Palliative Care Conversation | The Book of Doctrines and Opinions:.
Here is my first response to this post:
In terms of the issue of Chabad and there interest in palliative care, at their shluchim convention this year, my father, the chief medical officer of the largest hospice in the US, gave a lecture on Jewish medical ethics at the end of life. From what he told me, it was well received. Chabad tends to be the most engaged in this subject due to their being widespread and encountering more diverse types of Jews as congregants. It is possible that this other lecture was similar in scope to the one at their shluchim convention. My father has also lectured this past year at the Talmudic University in Miami, better known as R’ Zweig’s Yeshiva.

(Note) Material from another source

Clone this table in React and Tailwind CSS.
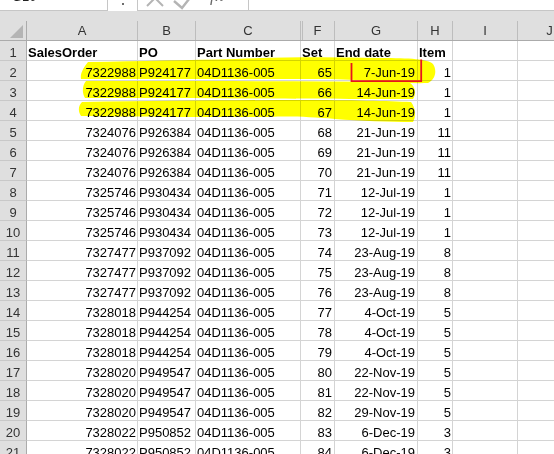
const data = [
  ["7322988", "P924177", "04D1136-005", "65", "7-Jun-19", "1"],
  ["7322988", "P924177", "04D1136-005", "66", "14-Jun-19", "1"],
  ["7322988", "P924177", "04D1136-005", "67", "14-Jun-19", "1"],
  ["7324076", "P926384", "04D1136-005", "68", "21-Jun-19", "11"],
  ["7324076", "P926384", "04D1136-005", "69", "21-Jun-19", "11"],
  ["7324076", "P926384", "04D1136-005", "70", "21-Jun-19", "11"],
  ["7325746", "P930434", "04D1136-005", "71", "12-Jul-19", "1"],
  ["7325746", "P930434", "04D1136-005", "72", "12-Jul-19", "1"],
  ["7325746", "P930434", "04D1136-005", "73", "12-Jul-19", "1"],
  ["7327477", "P937092", "04D1136-005", "74", "23-Aug-19", "8"],
  ["7327477", "P937092", "04D1136-005", "75", "23-Aug-19", "8"],
  ["7327477", "P937092", "04D1136-005", "76", "23-Aug-19", "8"],
  ["7328018", "P944254", "04D1136-005", "77", "4-Oct-19", "5"],
  ["7328018", "P944254", "04D1136-005", "78", "4-Oct-19", "5"],
  ["7328018", "P944254", "04D1136-005", "79", "4-Oct-19", "5"],
  ["7328020", "P949547", "04D1136-005", "80", "22-Nov-19", "5"],
  ["7328020", "P949547", "04D1136-005", "81", "22-Nov-19", "5"],
  ["7328020", "P949547", "04D1136-005", "82", "29-Nov-19", "5"],
  ["7328022", "P950852", "04D1136-005", "83", "6-Dec-19", "3"],
  ["7328022", "P950852", "04D1136-005", "84", "6-Dec-19", "3"],
];

const cell = "h-[20px] shrink-0 border-r border-b border-[#d4d4d4] pt-[2px] leading-[19px] whitespace-nowrap overflow-hidden";
const rowHead =
  "h-[20px] w-[27px] shrink-0 border-r border-b border-r-[#ababab] border-b-[#c8c8c8] bg-[#dfdfdf] text-center pt-[2px] leading-[19px] text-[#333]";
const colHead =
  "h-full shrink-0 border-r border-[#bdbdbd] text-center leading-[19px] text-[#333]";

function Row({ n, cells, bold }) {
  const [a, b, c, f, g, h] = cells;
  const w = bold ? "font-bold" : "";
  return (
    <div className="flex">
      <div className={rowHead}>{n}</div>
      <div className={`${cell} w-[111px] ${bold ? "text-left pl-[1px]" : "text-right pr-[1px]"} ${w}`}>{a}</div>
      <div className={`${cell} w-[58px] text-left pl-[1px] ${w}`}>{b}</div>
      <div className={`${cell} w-[105px] text-left pl-[1px] ${w}`}>{c}</div>
      <div className={`${cell} w-[34px] ${bold ? "text-left pl-[1px]" : "text-right pr-[2px]"} ${w}`}>{f}</div>
      <div className={`${cell} w-[83px] ${bold ? "text-left pl-[1px]" : "text-right pr-[2px]"} ${w}`}>{g}</div>
      <div className={`${cell} w-[35px] ${bold ? "text-left pl-[1px]" : "text-right pr-[1px]"} ${w}`}>{h}</div>
      <div className={`${cell} w-[65px]`}></div>
      <div className={`${cell} w-[64px]`}></div>
    </div>
  );
}

export default function App() {
  return (
    <div className="relative w-[554px] h-[454px] overflow-hidden bg-white font-['Liberation_Sans',Arial,sans-serif] text-[13px] text-black">
      {/* formula bar */}
      <div className="flex h-[11px] bg-white">
        <div className="w-[108px] shrink-0 border-r border-b border-[#c6c6c6] overflow-hidden">
          <div className="-mt-[13px] pl-[12px] leading-[19px] text-[#222]">G10</div>
        </div>
        <div className="w-[29px] shrink-0 flex justify-center pt-[3px]">
          <div className="w-[2px] h-[2px] bg-[#6d6d6d]"></div>
        </div>
        <div className="w-[112px] shrink-0 border-l border-r border-b border-[#c6c6c6] overflow-hidden flex">
          <svg width="110" height="10" viewBox="0 0 110 10" className="shrink-0">
            <line x1="9" y1="6" x2="25" y2="-10" stroke="#b4b4b4" strokeWidth="2" />
            <line x1="25" y1="6" x2="9" y2="-10" stroke="#b4b4b4" strokeWidth="2" />
            <polyline points="36,1 44,8 55,-6" fill="none" stroke="#b4b4b4" strokeWidth="2.4" />
          </svg>
          <div className="-ml-[38px] -mt-[14px] font-['Liberation_Serif',serif] italic text-[17px] leading-[19px] text-[#6a6a6a] tracking-[1px]">
            fx
          </div>
        </div>
        <div className="flex-1 border-b border-[#c6c6c6]"></div>
      </div>

      {/* gap strip */}
      <div className="h-[10px] bg-[#dfdfdf]"></div>

      {/* column header */}
      <div className="flex h-[20px] bg-[#dfdfdf] border-b border-[#ababab]">
        <div className="relative w-[27px] shrink-0 h-full border-r border-[#ababab]">
          <svg width="26" height="19" viewBox="0 0 26 19" className="absolute left-0 top-0">
            <polygon points="10,17 23,17 23,4" fill="#b4b4b4" />
          </svg>
        </div>
        <div className={`${colHead} w-[111px]`}>A</div>
        <div className={`${colHead} w-[58px]`}>B</div>
        <div className={`${colHead} w-[105px]`}>C</div>
        <div className={`${colHead} w-[34px] shadow-[inset_1px_0_0_#dfdfdf,inset_2px_0_0_#bdbdbd]`}>F</div>
        <div className={`${colHead} w-[83px]`}>G</div>
        <div className={`${colHead} w-[35px]`}>H</div>
        <div className={`${colHead} w-[65px]`}>I</div>
        <div className={`${colHead} w-[64px]`}>J</div>
      </div>

      {/* grid */}
      <div className="flex flex-col">
        <Row n={1} bold cells={["SalesOrder", "PO", "Part Number", "Set", "End date", "Item"]} />
        {data.map((r, i) => (
          <Row key={i} n={i + 2} cells={r} />
        ))}
      </div>

      {/* highlighter strokes */}
      <svg
        width="554"
        height="454"
        viewBox="0 0 554 454"
        className="absolute left-0 top-0 pointer-events-none mix-blend-multiply"
      >
        <path
          d="M88,62 C140,61 190,60 235,59 C280,57 330,57 380,58 C410,58 428,59 433,64 C437,70 436,79 428,83 C405,84 370,80 330,79 L81,79 C80,73 84,67 88,62 Z"
          fill="#ffff00"
        />
        <path
          d="M86,81 C180,81 300,81 408,82 C415,85 417,93 413,99 C330,99 200,98 85,98 C82,93 82,86 86,81 Z"
          fill="#ffff00"
        />
        <path
          d="M82,102 C160,101 230,100 300,100 C350,100 390,101 411,102 C416,108 416,117 413,122 C390,122 360,121 335,119 C310,117 290,116 270,117 C200,117 130,117 81,116 C78,111 78,106 82,102 Z"
          fill="#ffff00"
        />
      </svg>

      {/* red annotation */}
      <svg width="554" height="454" viewBox="0 0 554 454" className="absolute left-0 top-0 pointer-events-none">
        <path d="M351.5,63 L351.5,81.2 L421.2,81.2 L421.2,59.5" fill="none" stroke="#e8141c" strokeWidth="1.8" />
      </svg>
    </div>
  );
}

Regarding the issue of Rabbis acting as doctors instead of pastoral counselors, this is one the greatest challenges I face as a chaplain. While an Orthodox rabbi, I find myself at times in the pastoral role instead of their own rabbi, who is more worried that the hospice is out to kill the person instead of caring for them in a palliative manner. In my area, I am beginning to work with the community rabbis to find a common ground to make them more hospice friendly while also being flexible with what hospice provides under the rubric of comfort care.
I remember hearing R. Tendler years ago say that all Rabbis need an extensive background in biology so as to be able to better deal with the specifics of the myriad of medical issues congregants face. The problem is that these same rabbis then believe they know the medicine enough to then make decisions with consulting with the medical authorities. Unfortunately, this often leaves the hospice in the lurch, because if the hospice suggests an intervention is harmful, there is that same sense that hospice is there to end life sooner. Much of this fear is old, but it also gets spurned on by current events and how they are misunderstood, such as Terry Schiavo’s case. With that said, what people don’t realize is how comfort care, palliative care/hospice care, can often prolong life and provide a better life as one comes to the end.
Re: Israel and palliative care – Palliative care as a means of comfort care for the dying exists in Israel. The model is different than the American one in that they do not utilize chaplaincy. Most of the palliative care groups believe that Social Worker can provide spiritual support in addition to psycho-social support. While there is some truth to that, the lack of chaplaincy is more due to the perceived dati/hiloni divide and a lack of funding than to a sense of territorialness. Additionally, the question of chaplaincy qualifications is a hot button item because most people training to be spiritual care providers in the Israel system are non-Orthodox, thus leading to a whole set of other questions.